Bactericidal vs Bacteriostatic: What's the Difference?

July 04, 2019
Bactericidal vs Bacteriostatic: What's the Difference?

Many of us are familiar with term "antibacterial" – the type of technologies that are widely used to treat fabrics, plastics and coatings to prevent bacteria.

They work by inhibiting the growth of and/or destroying unwanted microorganisms that are growing and replicating on surfaces or in fabrics.

These agents are well known for actively helping to keep surfaces cleaner, reducing odours and making product last longer; however, what is less commonly known is that products that help us control these microorganisms are divided into two general categories: bactericidal and bacteriostatic.

When you say each of the category titles out loud, they sound quite similar; however, there are specific defining features that help us to categorize different types of antimicrobials.

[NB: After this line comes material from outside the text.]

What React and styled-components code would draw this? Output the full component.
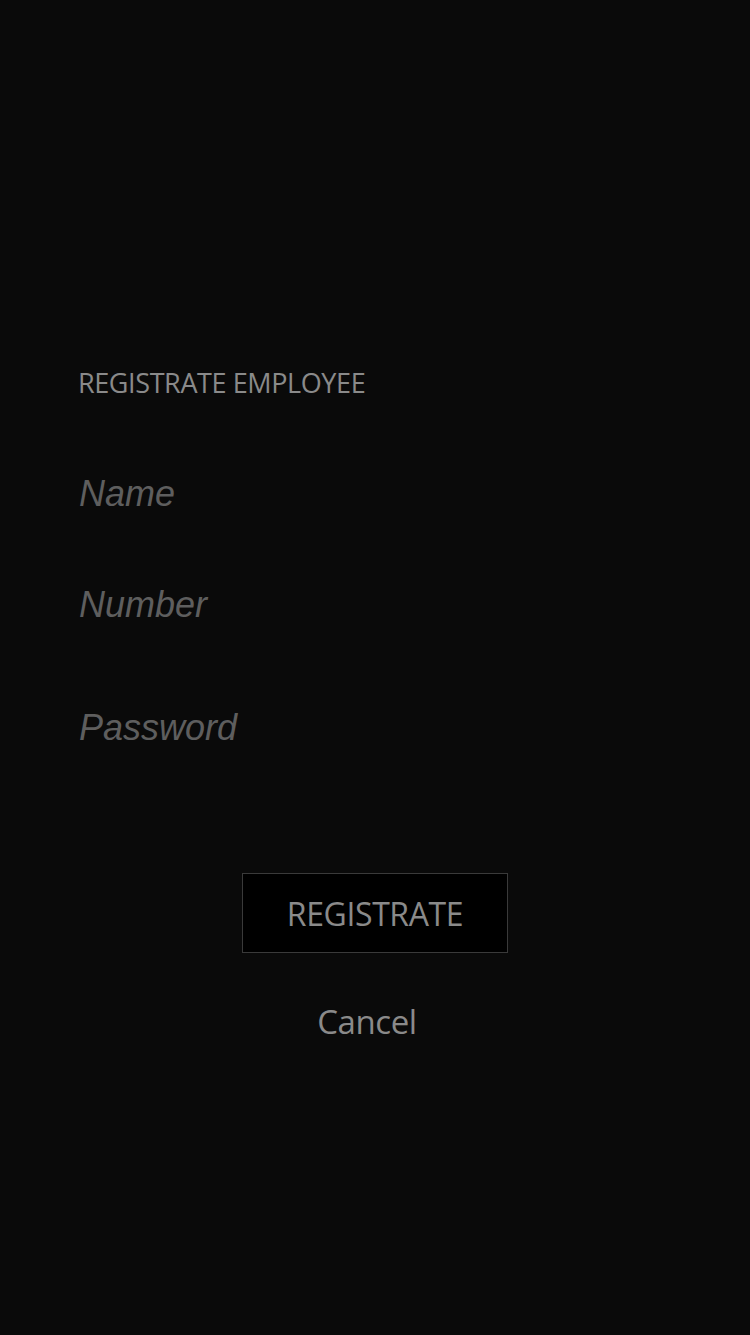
import React from "react";
import styled, { createGlobalStyle } from "styled-components";

const Global = createGlobalStyle`
  html, body { margin: 0; padding: 0; background: #0a0a0a; }
  #root { min-height: 1335px; background: #0a0a0a; }
`;

const Page = styled.div`
  height: 1335px;
  box-sizing: border-box;
  padding: 366px 78px 0 78px;
  display: flex;
  flex-direction: column;
`;

const Title = styled.h1`
  margin: 0;
  font-family: "Open Sans", sans-serif;
  font-weight: 400;
  font-size: 27px;
  line-height: 34px;
  letter-spacing: -0.4px;
  color: #8a8a8a;
`;

const Form = styled.form`
  display: flex;
  flex-direction: column;
  margin-top: 74px;
`;

const Field = styled.input`
  display: block;
  width: 100%;
  box-sizing: border-box;
  background: transparent;
  border: none;
  outline: none;
  padding: 0 0 0 1px;
  margin: 0 0 ${(p) => p.$gap}px 0;
  height: 40px;
  font-family: "Liberation Sans", Arial, sans-serif;
  font-style: italic;
  font-size: 36px;
  color: #8a8a8a;
  &::placeholder { color: #5e5e5e; opacity: 1; }
`;

const Actions = styled.div`
  display: flex;
  flex-direction: column;
  align-items: center;
  margin-top: ${(p) => p.$top}px;
`;

const PrimaryButton = styled.button`
  width: 266px;
  height: 80px;
  box-sizing: border-box;
  background: #000;
  border: 1px solid #3a3a3a;
  color: #8a8a8a;
  font-family: "Open Sans", sans-serif;
  font-size: 32px;
  letter-spacing: -0.4px;
  padding: 0;
  cursor: pointer;
`;

const LinkButton = styled.button`
  margin-top: 46px;
  margin-right: 16px;
  background: transparent;
  border: none;
  padding: 0;
  color: #8a8a8a;
  font-family: "Open Sans", sans-serif;
  font-size: 33px;
  letter-spacing: -0.4px;
  cursor: pointer;
`;

export default function App() {
  return (
    <>
      <Global />
      <Page>
        <Title>REGISTRATE EMPLOYEE</Title>
        <Form onSubmit={(e) => e.preventDefault()}>
          <Field $gap={71} placeholder="Name" />
          <Field $gap={83} placeholder="Number" />
          <Field $gap={0} type="password" placeholder="Password" />
        </Form>
        <Actions $top={125}>
          <PrimaryButton type="button">REGISTRATE</PrimaryButton>
          <LinkButton type="button">Cancel</LinkButton>
        </Actions>
      </Page>
    </>
  );
}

While we discuss what makes each category unique, it is important to keep in mind that at a certain level (or dosage) the “lines” may become blurred as to which of these categories the antibiotic truly belongs in.

For example, if the concentration of a bacteriostatic treatment is particularly high, it may perform in ways that are more reflective of the characteristics you would expect to see in a bactericidal, however, this does not mean the technology is inherently bactericidal.

Let’s look at the differences in meanings between bactericidal vs bacteriostatic.


The main defining feature of a bactericidal substance is that these antimicrobial treatments directly kill bacteria.

These agents “attack” microbes by affecting the cell wall, lipids, enzymes, or protein synthesis within the cell – sometimes even completing a combination of these mechanisms. By disrupting the cell wall structure of existing cells and inhibiting the formation of new cells, bactericidal substances cause bacterial cells to die off, therefore decreasing the amount found in the individual affected.

Bactericidal technologies contribute to irreversible cell death and are often chosen for materials that will be used in healthcare facilities where complete kill is targeted to maintain aseptic environments.


Bacteriostatic treatments differ from bactericidal versions in that they inhibit the growth and multiplications of bacterial cells, rather than directly kill them.

Bacteriostatic agents can achieve this by obstructing the metabolic mechanisms of the bacterial cell, in most cases targeting the protein synthesis. While doing this does not cause outright cell death, it does effectively inhibit further growth and DNA replication of the bacterial cells.

When bacteriostatic agents are utilized, the treatment will regulate the number of bacterial cells. While the bacteria will not be eliminated, their numbers will not increase.

Essentially, bacteriostatic treatments effectively keep bacterial cells from replicating.

Bacteriostatic substances produce reversible results. As mentioned in the introduction, very high treatment levels of bacteriostatic agents may eventually result in bactericidal characteristics – irreversible action and/or cell death.


Bactericidal products eliminate bacteria while bacteriostatic products keep bacterial populations in check by inhibiting replication.